Find the lines holding the word "table" and collect them.

-- Begin Dataset content --

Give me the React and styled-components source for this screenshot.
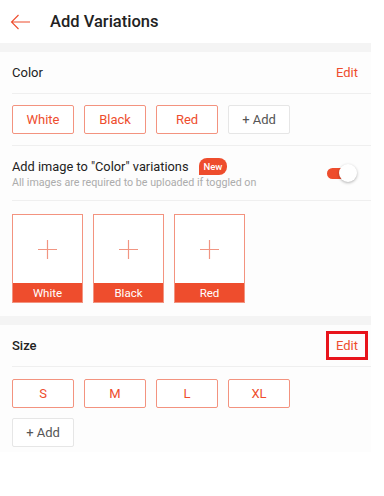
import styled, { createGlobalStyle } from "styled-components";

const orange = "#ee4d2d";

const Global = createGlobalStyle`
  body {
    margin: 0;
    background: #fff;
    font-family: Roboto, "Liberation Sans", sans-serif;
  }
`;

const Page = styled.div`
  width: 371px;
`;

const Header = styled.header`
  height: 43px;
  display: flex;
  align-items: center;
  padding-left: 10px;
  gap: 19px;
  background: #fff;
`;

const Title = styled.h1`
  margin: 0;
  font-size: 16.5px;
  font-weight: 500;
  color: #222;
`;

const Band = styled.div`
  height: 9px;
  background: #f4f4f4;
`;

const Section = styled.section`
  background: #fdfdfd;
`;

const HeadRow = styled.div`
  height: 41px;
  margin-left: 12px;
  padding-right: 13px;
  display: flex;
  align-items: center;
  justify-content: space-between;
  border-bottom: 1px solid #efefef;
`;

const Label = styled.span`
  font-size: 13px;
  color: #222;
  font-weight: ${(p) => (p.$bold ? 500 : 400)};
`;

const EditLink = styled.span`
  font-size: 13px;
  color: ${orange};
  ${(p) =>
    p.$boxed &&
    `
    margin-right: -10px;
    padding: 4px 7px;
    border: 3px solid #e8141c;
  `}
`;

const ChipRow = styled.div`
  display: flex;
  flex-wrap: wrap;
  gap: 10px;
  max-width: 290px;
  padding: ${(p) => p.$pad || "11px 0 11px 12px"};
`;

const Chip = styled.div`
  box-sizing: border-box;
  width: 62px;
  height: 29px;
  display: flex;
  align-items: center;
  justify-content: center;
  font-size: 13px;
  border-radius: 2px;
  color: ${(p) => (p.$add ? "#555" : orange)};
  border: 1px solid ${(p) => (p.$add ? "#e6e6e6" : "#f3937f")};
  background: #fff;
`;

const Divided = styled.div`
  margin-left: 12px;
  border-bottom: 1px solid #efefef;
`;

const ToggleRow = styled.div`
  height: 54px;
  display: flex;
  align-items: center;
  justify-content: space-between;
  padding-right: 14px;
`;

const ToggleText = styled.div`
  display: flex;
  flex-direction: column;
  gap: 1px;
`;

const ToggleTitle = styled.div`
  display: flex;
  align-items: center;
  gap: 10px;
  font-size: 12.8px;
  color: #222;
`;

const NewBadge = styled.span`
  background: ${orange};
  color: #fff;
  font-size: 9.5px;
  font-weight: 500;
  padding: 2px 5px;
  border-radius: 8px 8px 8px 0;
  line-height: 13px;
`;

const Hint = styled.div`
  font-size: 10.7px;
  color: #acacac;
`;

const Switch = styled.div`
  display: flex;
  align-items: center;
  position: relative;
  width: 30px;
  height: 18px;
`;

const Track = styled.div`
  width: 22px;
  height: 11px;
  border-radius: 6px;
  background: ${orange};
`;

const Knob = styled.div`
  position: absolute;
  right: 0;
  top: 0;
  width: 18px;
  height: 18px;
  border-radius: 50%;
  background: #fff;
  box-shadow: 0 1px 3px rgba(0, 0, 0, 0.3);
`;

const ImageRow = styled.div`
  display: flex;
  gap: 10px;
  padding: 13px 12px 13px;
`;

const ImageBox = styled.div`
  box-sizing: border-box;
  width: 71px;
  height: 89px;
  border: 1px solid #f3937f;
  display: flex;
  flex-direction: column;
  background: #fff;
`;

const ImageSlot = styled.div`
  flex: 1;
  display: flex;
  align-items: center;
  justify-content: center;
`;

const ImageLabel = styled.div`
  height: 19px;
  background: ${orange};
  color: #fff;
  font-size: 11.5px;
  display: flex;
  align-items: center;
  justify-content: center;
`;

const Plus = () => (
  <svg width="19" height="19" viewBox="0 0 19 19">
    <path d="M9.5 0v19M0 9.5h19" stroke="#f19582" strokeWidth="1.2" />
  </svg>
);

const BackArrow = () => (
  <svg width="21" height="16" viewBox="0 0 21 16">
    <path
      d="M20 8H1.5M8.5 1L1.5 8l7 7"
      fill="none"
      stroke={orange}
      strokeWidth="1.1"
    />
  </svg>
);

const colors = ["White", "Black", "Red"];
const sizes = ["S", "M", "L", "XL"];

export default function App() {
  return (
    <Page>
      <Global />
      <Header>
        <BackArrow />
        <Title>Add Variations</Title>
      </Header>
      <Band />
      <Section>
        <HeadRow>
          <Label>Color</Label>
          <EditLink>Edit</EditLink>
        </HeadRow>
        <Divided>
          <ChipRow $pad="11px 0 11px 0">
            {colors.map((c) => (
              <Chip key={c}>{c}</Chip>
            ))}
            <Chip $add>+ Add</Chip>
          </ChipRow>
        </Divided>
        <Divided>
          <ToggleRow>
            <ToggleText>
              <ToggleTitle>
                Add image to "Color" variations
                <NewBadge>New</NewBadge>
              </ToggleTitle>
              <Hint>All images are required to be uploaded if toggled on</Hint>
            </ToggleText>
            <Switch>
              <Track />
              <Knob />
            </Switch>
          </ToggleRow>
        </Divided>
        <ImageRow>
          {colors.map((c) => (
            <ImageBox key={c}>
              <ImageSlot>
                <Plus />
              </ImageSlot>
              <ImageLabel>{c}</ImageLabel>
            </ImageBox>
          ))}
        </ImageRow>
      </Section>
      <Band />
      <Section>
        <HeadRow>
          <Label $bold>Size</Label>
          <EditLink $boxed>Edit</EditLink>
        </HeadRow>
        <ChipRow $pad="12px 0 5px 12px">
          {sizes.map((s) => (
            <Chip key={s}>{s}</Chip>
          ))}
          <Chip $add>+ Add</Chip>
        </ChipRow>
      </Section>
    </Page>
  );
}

-- End Dataset content --
-- Begin Dataset content --

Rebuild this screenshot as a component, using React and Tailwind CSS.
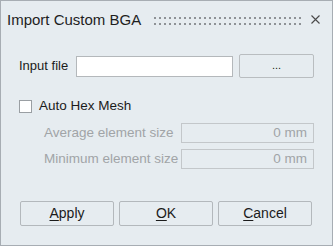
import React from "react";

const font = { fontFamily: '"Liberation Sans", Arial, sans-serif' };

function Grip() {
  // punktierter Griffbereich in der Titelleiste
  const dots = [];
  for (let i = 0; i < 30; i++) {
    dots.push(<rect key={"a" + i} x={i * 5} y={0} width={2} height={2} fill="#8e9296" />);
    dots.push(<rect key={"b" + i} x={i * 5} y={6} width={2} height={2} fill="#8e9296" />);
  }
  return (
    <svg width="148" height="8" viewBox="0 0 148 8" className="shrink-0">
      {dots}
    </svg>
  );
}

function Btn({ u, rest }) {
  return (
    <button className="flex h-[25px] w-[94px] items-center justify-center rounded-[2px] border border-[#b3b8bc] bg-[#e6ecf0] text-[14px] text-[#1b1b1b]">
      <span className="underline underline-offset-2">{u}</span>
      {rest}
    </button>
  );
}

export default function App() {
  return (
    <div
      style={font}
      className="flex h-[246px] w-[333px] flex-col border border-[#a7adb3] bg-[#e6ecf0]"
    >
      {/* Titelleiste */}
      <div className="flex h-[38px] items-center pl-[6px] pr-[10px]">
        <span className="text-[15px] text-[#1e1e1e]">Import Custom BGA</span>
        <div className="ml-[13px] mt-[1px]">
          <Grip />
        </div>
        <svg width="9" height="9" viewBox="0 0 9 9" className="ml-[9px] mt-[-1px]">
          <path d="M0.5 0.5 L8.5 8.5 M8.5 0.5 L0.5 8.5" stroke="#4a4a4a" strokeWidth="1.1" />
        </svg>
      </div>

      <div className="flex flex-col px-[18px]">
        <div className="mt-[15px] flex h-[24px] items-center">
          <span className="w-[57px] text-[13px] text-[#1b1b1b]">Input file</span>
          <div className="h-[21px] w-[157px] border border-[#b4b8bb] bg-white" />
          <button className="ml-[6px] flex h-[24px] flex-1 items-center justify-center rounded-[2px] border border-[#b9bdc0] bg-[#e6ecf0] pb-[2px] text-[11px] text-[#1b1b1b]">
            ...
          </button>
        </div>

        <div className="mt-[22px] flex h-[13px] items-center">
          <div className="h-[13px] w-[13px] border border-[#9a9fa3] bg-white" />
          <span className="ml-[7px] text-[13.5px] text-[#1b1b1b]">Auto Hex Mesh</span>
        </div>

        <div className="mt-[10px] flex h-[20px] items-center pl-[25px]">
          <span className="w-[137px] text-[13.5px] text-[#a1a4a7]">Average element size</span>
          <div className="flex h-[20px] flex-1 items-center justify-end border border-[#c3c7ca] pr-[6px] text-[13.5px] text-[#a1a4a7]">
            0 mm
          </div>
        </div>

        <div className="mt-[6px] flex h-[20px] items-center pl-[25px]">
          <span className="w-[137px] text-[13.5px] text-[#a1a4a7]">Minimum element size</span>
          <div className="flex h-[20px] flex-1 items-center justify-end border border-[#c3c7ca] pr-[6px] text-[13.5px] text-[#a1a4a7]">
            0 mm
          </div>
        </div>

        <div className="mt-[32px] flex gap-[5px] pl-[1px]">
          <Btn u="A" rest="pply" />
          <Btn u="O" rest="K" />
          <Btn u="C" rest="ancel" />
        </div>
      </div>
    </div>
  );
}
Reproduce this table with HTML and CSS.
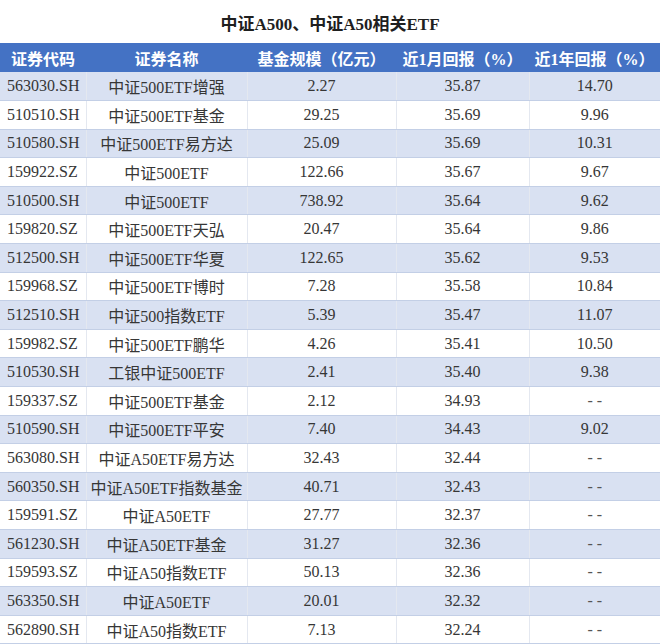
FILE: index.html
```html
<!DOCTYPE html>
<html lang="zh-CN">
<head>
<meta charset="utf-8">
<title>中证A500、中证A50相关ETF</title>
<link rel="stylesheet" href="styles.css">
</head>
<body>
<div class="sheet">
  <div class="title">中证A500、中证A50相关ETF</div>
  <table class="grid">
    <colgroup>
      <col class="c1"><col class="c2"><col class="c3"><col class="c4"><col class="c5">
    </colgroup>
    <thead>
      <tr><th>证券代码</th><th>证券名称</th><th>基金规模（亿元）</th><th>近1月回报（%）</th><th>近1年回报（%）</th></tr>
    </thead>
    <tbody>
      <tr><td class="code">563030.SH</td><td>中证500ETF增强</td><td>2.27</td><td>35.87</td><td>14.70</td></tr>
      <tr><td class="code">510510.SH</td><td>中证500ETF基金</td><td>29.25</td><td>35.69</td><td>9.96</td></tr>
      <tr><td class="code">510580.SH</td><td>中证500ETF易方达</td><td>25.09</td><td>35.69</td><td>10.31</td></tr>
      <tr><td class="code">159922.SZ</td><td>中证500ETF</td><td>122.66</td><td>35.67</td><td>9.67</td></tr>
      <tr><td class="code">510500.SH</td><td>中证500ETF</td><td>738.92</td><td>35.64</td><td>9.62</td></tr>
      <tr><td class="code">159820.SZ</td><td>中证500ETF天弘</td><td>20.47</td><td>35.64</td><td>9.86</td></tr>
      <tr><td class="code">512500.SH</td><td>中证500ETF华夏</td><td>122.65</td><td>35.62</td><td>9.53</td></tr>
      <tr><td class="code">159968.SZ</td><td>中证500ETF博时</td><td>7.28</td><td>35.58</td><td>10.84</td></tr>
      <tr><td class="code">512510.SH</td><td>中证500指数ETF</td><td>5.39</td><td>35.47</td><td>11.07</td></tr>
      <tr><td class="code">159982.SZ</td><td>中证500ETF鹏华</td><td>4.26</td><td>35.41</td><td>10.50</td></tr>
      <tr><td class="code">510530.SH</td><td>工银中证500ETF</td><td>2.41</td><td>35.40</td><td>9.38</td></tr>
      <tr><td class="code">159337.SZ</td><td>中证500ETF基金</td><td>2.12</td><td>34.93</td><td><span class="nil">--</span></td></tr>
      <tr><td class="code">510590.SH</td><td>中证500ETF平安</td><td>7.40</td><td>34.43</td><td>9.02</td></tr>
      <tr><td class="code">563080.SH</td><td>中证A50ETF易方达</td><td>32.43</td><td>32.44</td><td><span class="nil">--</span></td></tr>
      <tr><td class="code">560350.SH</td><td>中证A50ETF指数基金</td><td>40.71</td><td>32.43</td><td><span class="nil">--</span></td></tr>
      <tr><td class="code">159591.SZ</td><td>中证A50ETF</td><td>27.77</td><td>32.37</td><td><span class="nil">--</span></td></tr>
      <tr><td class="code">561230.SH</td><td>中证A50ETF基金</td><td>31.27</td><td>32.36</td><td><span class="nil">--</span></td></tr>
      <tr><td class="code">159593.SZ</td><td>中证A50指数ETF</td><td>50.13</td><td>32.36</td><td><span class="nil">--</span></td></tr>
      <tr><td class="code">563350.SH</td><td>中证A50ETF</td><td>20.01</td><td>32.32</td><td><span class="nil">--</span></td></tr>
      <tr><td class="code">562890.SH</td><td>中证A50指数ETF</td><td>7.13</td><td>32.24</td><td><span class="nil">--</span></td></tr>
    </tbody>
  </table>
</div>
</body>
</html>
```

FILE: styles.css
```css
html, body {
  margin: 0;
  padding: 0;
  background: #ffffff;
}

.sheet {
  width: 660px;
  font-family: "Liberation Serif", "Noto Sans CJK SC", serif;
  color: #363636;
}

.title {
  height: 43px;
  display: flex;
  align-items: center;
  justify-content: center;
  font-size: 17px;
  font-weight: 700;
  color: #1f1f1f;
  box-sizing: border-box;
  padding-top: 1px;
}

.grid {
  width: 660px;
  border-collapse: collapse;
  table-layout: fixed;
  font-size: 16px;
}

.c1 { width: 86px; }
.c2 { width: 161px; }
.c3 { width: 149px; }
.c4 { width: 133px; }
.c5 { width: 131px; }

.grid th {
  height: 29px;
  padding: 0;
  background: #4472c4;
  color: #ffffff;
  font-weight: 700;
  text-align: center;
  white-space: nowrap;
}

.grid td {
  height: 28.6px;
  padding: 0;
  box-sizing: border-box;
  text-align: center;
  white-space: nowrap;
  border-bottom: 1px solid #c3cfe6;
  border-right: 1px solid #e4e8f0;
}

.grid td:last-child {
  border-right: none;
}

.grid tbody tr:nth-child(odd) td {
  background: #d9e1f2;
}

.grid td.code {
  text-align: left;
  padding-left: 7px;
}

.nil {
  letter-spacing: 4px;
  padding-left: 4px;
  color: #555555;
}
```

-- End Dataset content --

Output for this task ▸
Reproduce this table with HTML and CSS.
  <table class="grid">
  </table>
  table-layout: fixed;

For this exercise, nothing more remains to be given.